Republican gubernatorial candidate Christopher Christie’s decision to testify in front of a congressional subcommittee next week was the logical choice, according to Monmouth University pollster Patrick Murray.

“It was clear he was going to have to do this at some point in time,” he said.

Christie will testify about a type of corporate fraud settlement called deferred prosecution agreements, in which defendants can avoid prosecution by taking on monitors and making other types of restitution. U.S. Reps.
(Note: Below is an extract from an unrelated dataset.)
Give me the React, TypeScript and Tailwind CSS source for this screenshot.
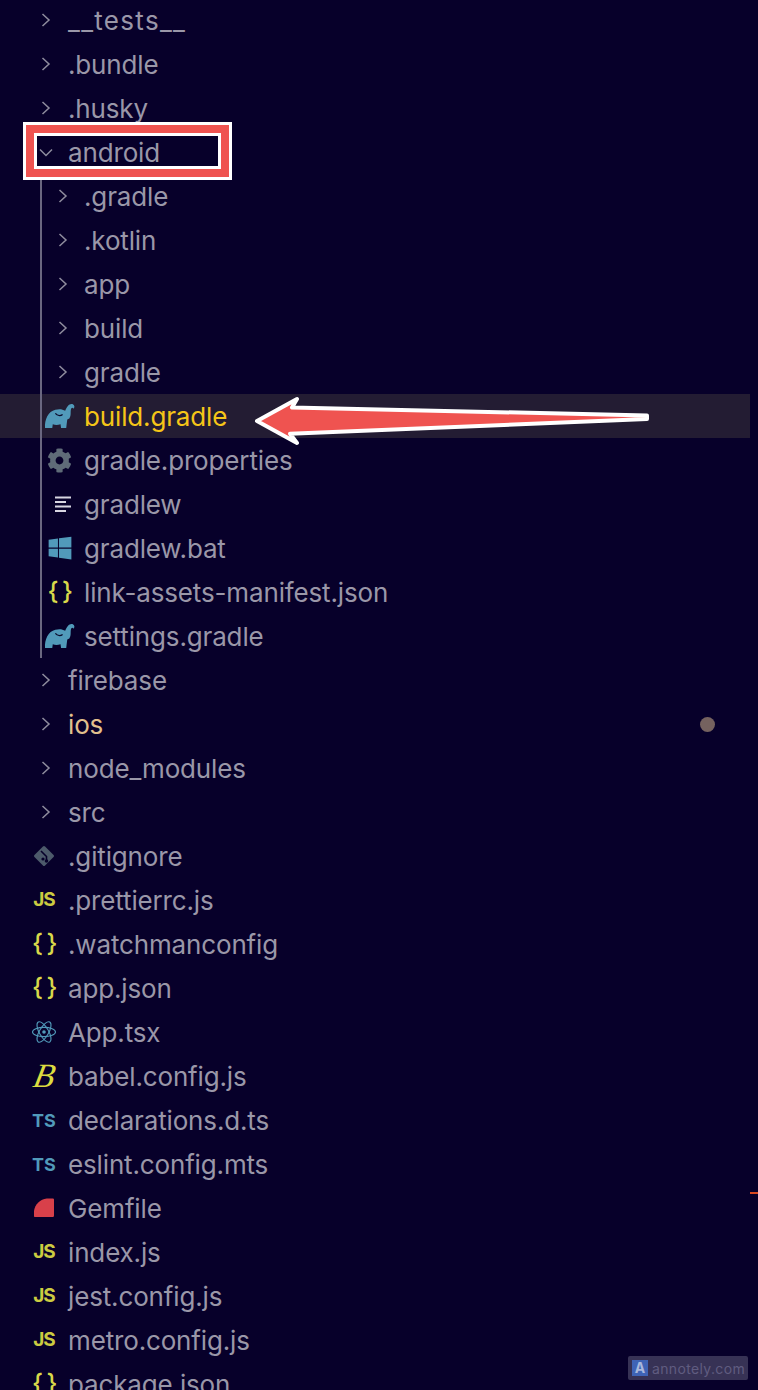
import { FaCog, FaWindows } from 'react-icons/fa';

type IconKind =
  | 'gradle'
  | 'gear'
  | 'lines'
  | 'windows'
  | 'json'
  | 'git'
  | 'js'
  | 'react'
  | 'babel'
  | 'ts'
  | 'gem';

type Item = {
  name: string;
  folder?: boolean;
  open?: boolean;
  icon?: IconKind;
  active?: boolean;
  modified?: boolean;
};

const GradleIcon = () => (
  <svg width="31" height="26" viewBox="0 0 30 25" className="text-[#519aba]">
    <path
      fill="currentColor"
      d="M1 24C0.5 16 4 8 11 6.5C15 5.5 18 6 20.5 7.5C22 3 25 0 27.5 1C29.8 2 30 4 28.5 5.5C27.5 4 26.5 4.5 26 6.5C25.5 9 26.5 12 24.5 15L22.5 16L21.5 24L16.5 24L16 20.5C13 21.5 11 21.5 8.5 20.5L8 24Z"
    />
    <path d="M11 10C13 12.5 16 12.5 18 11" fill="none" stroke="#0a0a2c" strokeWidth="1.2" />
  </svg>
);

const ReactIcon = () => (
  <svg width="26" height="26" viewBox="-13 -13 26 26" fill="none" stroke="#519aba" strokeWidth="1.1">
    <ellipse rx="11.5" ry="4.6" />
    <ellipse rx="11.5" ry="4.6" transform="rotate(60)" />
    <ellipse rx="11.5" ry="4.6" transform="rotate(120)" />
    <circle r="1.8" fill="#519aba" stroke="none" />
  </svg>
);

const LinesIcon = () => (
  <svg width="18" height="18" viewBox="0 0 18 18" fill="#d8d6e2" className="ml-[6px]">
    <rect x="1" y="1.5" width="16" height="2" />
    <rect x="1" y="6" width="11" height="2" />
    <rect x="1" y="10.5" width="16" height="2" />
    <rect x="1" y="15" width="11" height="2" />
  </svg>
);

const GitIcon = () => (
  <svg width="24" height="24" viewBox="0 0 24 24">
    <rect x="4.5" y="4.5" width="15" height="15" rx="1.5" fill="#4d5a6b" transform="rotate(45 12 12)" />
    <path d="M9 7L14.5 12.5V17" fill="none" stroke="#07002a" strokeWidth="1.6" />
    <circle cx="14.5" cy="17" r="1.8" fill="#07002a" />
    <circle cx="11" cy="15" r="1.6" fill="#07002a" />
  </svg>
);

const GemIcon = () => (
  <svg width="20" height="20" viewBox="0 0 22 22">
    <path fill="#d8404a" d="M1 21C0 21 0 20 0 19V14C1 7 7 1 14 0.5H20C21.5 0.5 22 1 22 2V19C22 20.5 21.5 21 20 21Z" />
  </svg>
);

const ClosedChevron = () => (
  <svg width="10" height="14" viewBox="0 0 10 14" fill="none" stroke="#8f8c9e" strokeWidth="1.5" className="ml-[4px]">
    <path d="M1.5 1L8 7L1.5 13" />
  </svg>
);

const OpenChevron = () => (
  <svg width="14" height="9" viewBox="0 0 14 9" fill="none" stroke="#8f8c9e" strokeWidth="1.5" className="ml-[4px]">
    <path d="M1 1.5L7 7.5L13 1.5" />
  </svg>
);

function FileIcon({ kind }: { kind: IconKind }) {
  switch (kind) {
    case 'gradle':
      return <GradleIcon />;
    case 'gear':
      return <FaCog className="h-[25px] w-[25px] text-[#5f6b78]" />;
    case 'lines':
      return <LinesIcon />;
    case 'windows':
      return <FaWindows className="h-[26px] w-[26px] text-[#519aba]" />;
    case 'json':
      return <span className="text-[25px] font-medium tracking-[-1.5px] text-[#d8d84a]">{'{ }'}</span>;
    case 'git':
      return <GitIcon />;
    case 'js':
      return <span className="text-[19px] font-bold tracking-[-1px] text-[#cbcb41]">JS</span>;
    case 'react':
      return <ReactIcon />;
    case 'babel':
      return <span className="-skew-x-12 font-['Liberation_Serif',serif] text-[34px] italic leading-none text-[#dcdc40]">B</span>;
    case 'ts':
      return <span className="text-[18px] font-bold text-[#519aba]">TS</span>;
    case 'gem':
      return <GemIcon />;
  }
}

function Row({ item, depth }: { item: Item; depth: number }) {
  return (
    <div
      className={`flex h-[44px] items-center ${depth === 1 ? 'pl-[41px]' : 'pl-[24px]'} ${
        item.active ? 'bg-[#231c33]' : ''
      }`}
    >
      <div className={`flex w-[40px] shrink-0 items-center justify-center ${depth === 1 && !item.folder ? 'pr-[3px]' : ''}`}>
        {item.folder ? item.open ? <OpenChevron /> : <ClosedChevron /> : item.icon && <FileIcon kind={item.icon} />}
      </div>
      <span
        className={`${depth === 1 ? 'ml-[3px]' : 'ml-[4px]'} whitespace-nowrap ${
          item.name === '__tests__' ? 'tracking-[1.3px]' : 'tracking-[-0.15px]'
        } ${item.active ? 'text-[#f5c518]' : item.modified ? 'text-[#e2c08d]' : 'text-[#9a97a8]'}`}
      >
        {item.name}
      </span>
      {item.modified && <span className="ml-auto mr-[35px] h-[15px] w-[15px] rounded-full bg-[#75625f]" />}
    </div>
  );
}

const before: Item[] = [
  { name: '__tests__', folder: true },
  { name: '.bundle', folder: true },
  { name: '.husky', folder: true },
  { name: 'android', folder: true, open: true },
];

const androidItems: Item[] = [
  { name: '.gradle', folder: true },
  { name: '.kotlin', folder: true },
  { name: 'app', folder: true },
  { name: 'build', folder: true },
  { name: 'gradle', folder: true },
  { name: 'build.gradle', icon: 'gradle', active: true },
  { name: 'gradle.properties', icon: 'gear' },
  { name: 'gradlew', icon: 'lines' },
  { name: 'gradlew.bat', icon: 'windows' },
  { name: 'link-assets-manifest.json', icon: 'json' },
  { name: 'settings.gradle', icon: 'gradle' },
];

const after: Item[] = [
  { name: 'firebase', folder: true },
  { name: 'ios', folder: true, modified: true },
  { name: 'node_modules', folder: true },
  { name: 'src', folder: true },
  { name: '.gitignore', icon: 'git' },
  { name: '.prettierrc.js', icon: 'js' },
  { name: '.watchmanconfig', icon: 'json' },
  { name: 'app.json', icon: 'json' },
  { name: 'App.tsx', icon: 'react' },
  { name: 'babel.config.js', icon: 'babel' },
  { name: 'declarations.d.ts', icon: 'ts' },
  { name: 'eslint.config.mts', icon: 'ts' },
  { name: 'Gemfile', icon: 'gem' },
  { name: 'index.js', icon: 'js' },
  { name: 'jest.config.js', icon: 'js' },
  { name: 'metro.config.js', icon: 'js' },
  { name: 'package.json', icon: 'json' },
];

export default function App() {
  return (
    <div className="relative h-[1390px] w-[758px] overflow-hidden bg-[#07002a] font-['Inter',sans-serif] text-[26px]">
      {/* Explorer tree */}
      <div className="mr-[8px] -mt-[2px]">
        {before.map((item) => (
          <Row key={item.name} item={item} depth={0} />
        ))}
        <div className="relative">
          {androidItems.map((item) => (
            <Row key={item.name} item={item} depth={1} />
          ))}
          <div className="absolute bottom-0 left-[40px] top-0 w-[2px] bg-[#6a6780]" />
        </div>
        {after.map((item) => (
          <Row key={item.name} item={item} depth={0} />
        ))}
      </div>

      {/* Annotation box round android */}
      <div className="absolute left-[23px] top-[122px] h-[58px] w-[209px] border-[3px] border-white">
        <div className="h-full w-full border-[8px] border-[#ef5350]">
          <div className="h-full w-full border-[3px] border-white" />
        </div>
      </div>

      {/* Annotation arrow */}
      <svg className="absolute left-0 top-0" width="758" height="460" viewBox="0 0 758 460">
        <polygon
          points="257,421 297,399 292,407.5 647,415.5 647,419 290,433.7 297,443"
          fill="#ef5350"
          stroke="#fff"
          strokeWidth="4"
          strokeLinejoin="round"
        />
      </svg>

      {/* Minimap tick */}
      <div className="absolute left-[750px] top-[1192px] h-[2px] w-[8px] bg-[#d9481f]" />

      {/* Watermark */}
      <div className="absolute left-[628px] top-[1356px] flex h-[24px] w-[120px] items-center gap-[4px] rounded-[2px] bg-[#373255] px-[4px]">
        <span className="flex h-[16px] w-[16px] shrink-0 items-center justify-center bg-[#3f63b5] text-[14px] font-bold leading-none text-[#aab8dc]">
          A
        </span>
        <span className="text-[14px] tracking-[0.35px] text-[#605c80]">annotely.com</span>
      </div>
    </div>
  );
}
Frank Pallone (D-Long Branch) and Bill Pascrell (D-Paterson) have pending legislation reforming the way the agreements are given out, which is largely inspired by Christie.

Christie’s use of the tools to assign former Attorney General John Ashcroft’s firm to oversee a medical implant company for a corporate-paid contract worth $28 to $52 million garnered a lot of controversy in late 2007, drawing rebukes from Democrats hoping to take off a little of his corruption-busting luster. More controversies arose when members of a law firm that received a contract to oversee the University of Medicine and Dentistry of New Jersey later donated to Christie’s gubernatorial campaign, and when critics accused Christie of giving former Southern District of New York U.S. Attorney David Kelley a contract in exchange for not prosecuting his brother.

In March, 2008, the same subcommittee asked Christie to testify about the Ashcroft contract, but he refused. Ashcroft, who the committee’s members threatened with a subpoena, did testify.

But if Christie refused to testify this time, Democrats would have more fodder for negative ads than they will likely get out of the testimony.

Perhaps luckily for Christie, the hearing is set for a busy day in Trenton. The legislature will vote on the state budget and the renomination of state Supreme Court Justice Barry Albin – a hot button issue for Republicans.

“It’s fortuitous in some ways the day that it’s falling on,” said Murray.

Still, Murray predicted that the Christie testimony will be the big story of the day, even if it has to compete with Albin and the budget.

“It’s the one we don’t know how it will turn out,” he said.

Fairleigh Dickinson University pollster Peter Woolley agreed that Christie was wise not to refuse to testify, but noted the danger inherent in answering questions for an afternoon.

“His words are going to be parsed,” he said. “It’s dangerous either way. There’s a risk of handing Democrats a key campaign theme.”